Fala Recife!

Sim, me conta de você, como é que se sente frente a esse crescimento todo?

Como são suas horas, seus dias, esse cotidiano marcado por uma contemporaneidade, às vezes, impiedosa, que te obriga a deixar para trás tantas tradições? Olho teu mar pintado de esmeraldas e, por um momento, esqueço do prédio cinza que me aperta, da buzina dos carros e do cheiro peculiar de teu lixo diário. Imagino, quando contemplo essa imensidão que se agita além do horizonte, como era teu contorno antes dos homens construírem a cidade. Como, recifenhamente, as ondas chegavam até tuas praias para descansar ao sol. E a brisa, sempre em viajem, correndo sob as copas das árvores refrescando ímpetos, que letargiavam nas tardes de novembro.

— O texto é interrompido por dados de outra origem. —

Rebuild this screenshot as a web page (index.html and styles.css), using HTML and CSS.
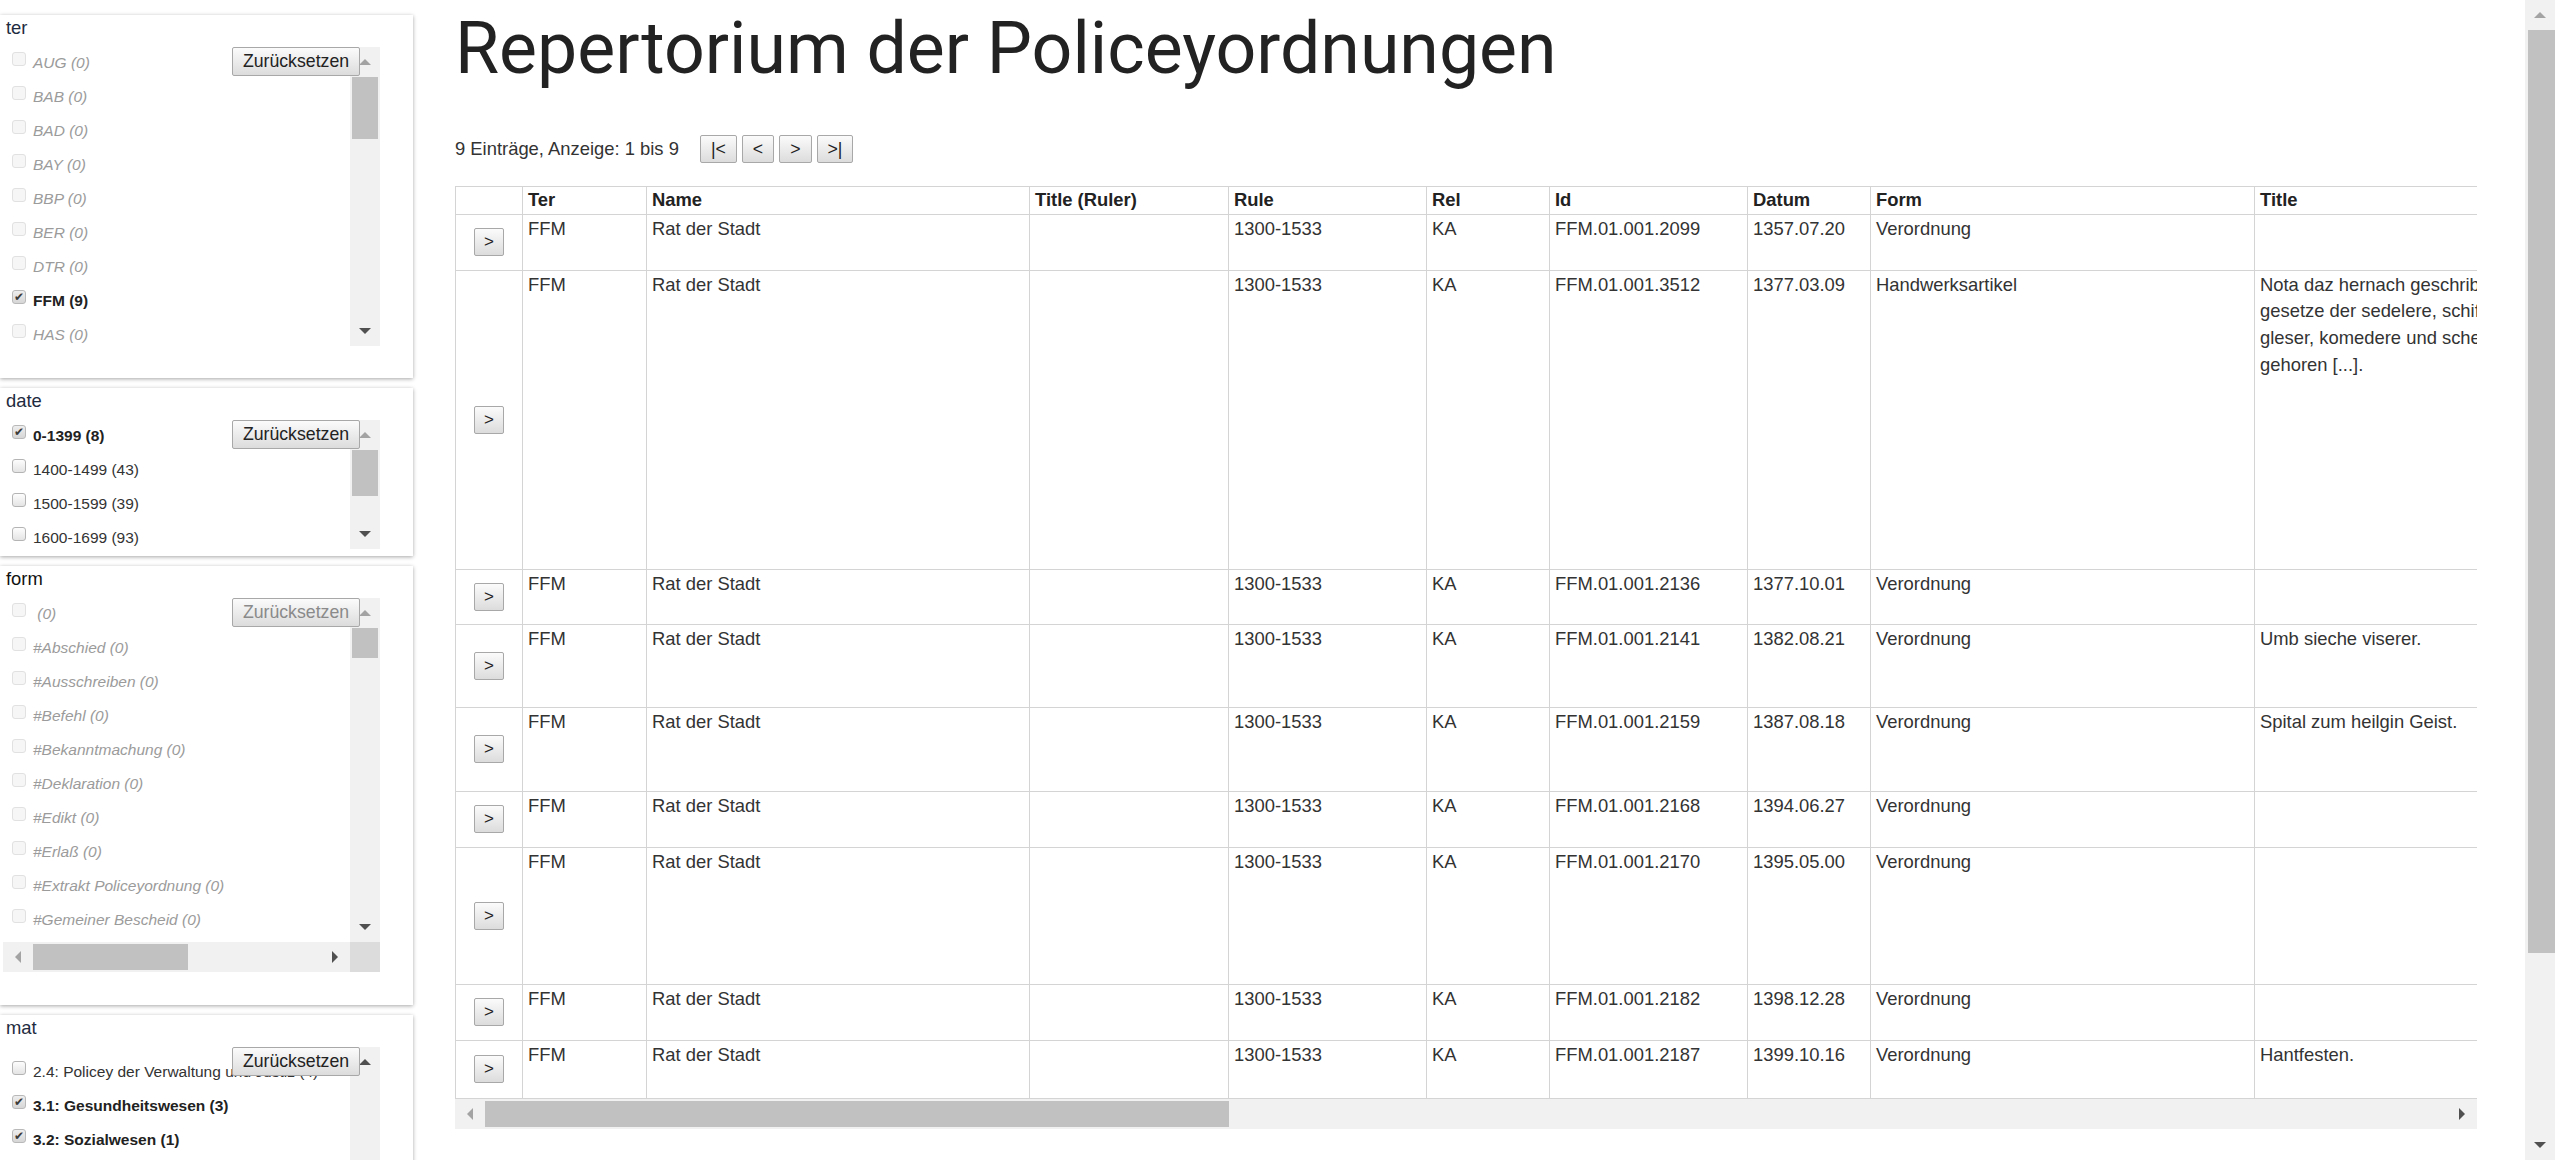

Sem pressa, você fabricava paisagens com uma porção de verdes que não vejo mais. Ficaram apagados pela borracha impiedosa, feita de cinzentos aços e cimentos. Fala Recife, quero ouvir tua voz terrosa com gosto de cajueiro. Sou todo ouvidos de teus lamentos, porque compreendo o gosto amargo da perda, da falta de chão onde se deveriam apoiar os corpos de pau-de-flor, da ausência do solo macio onde as raízes deles penetrem, criando a tua alma, cidade. Entendo-te porque sei usar a enxada e aprendi cedo a rabiscar, com minha lapiseira, espaços cheios de sentimentos a crescer. Às vezes reconheço que com ela atiro grafites que, inutilmente, tentam defender as últimas relvas, perdendo os combates frente às betoneiras armadas de concreto. Estas se assemelham a blindados que passam por cima do bucólico, deixando um rasto de agonias.

 

Minha partida

 

Meu voo decola, levando-me de regresso a São Paulo e do avião percebo as poucas copas verdes que sobreviveram no meio de mil paliteiros, feitos com tijolos e vidro. Árvores imensas há três décadas, ficaram em desvantagem quando comparadas a estes arranha-céus. Solitárias, as que permaneceram, sofrem com o desamparo e a incompreensão.

Fala Recife! Mas fala alto, grita tua dor, para que todos possam lastimar tua angústia. Angústia de sentir que te arrancaram teu vestido verde, adornado com flores. Deixando-te, velha cidade, impudicamente desnuda.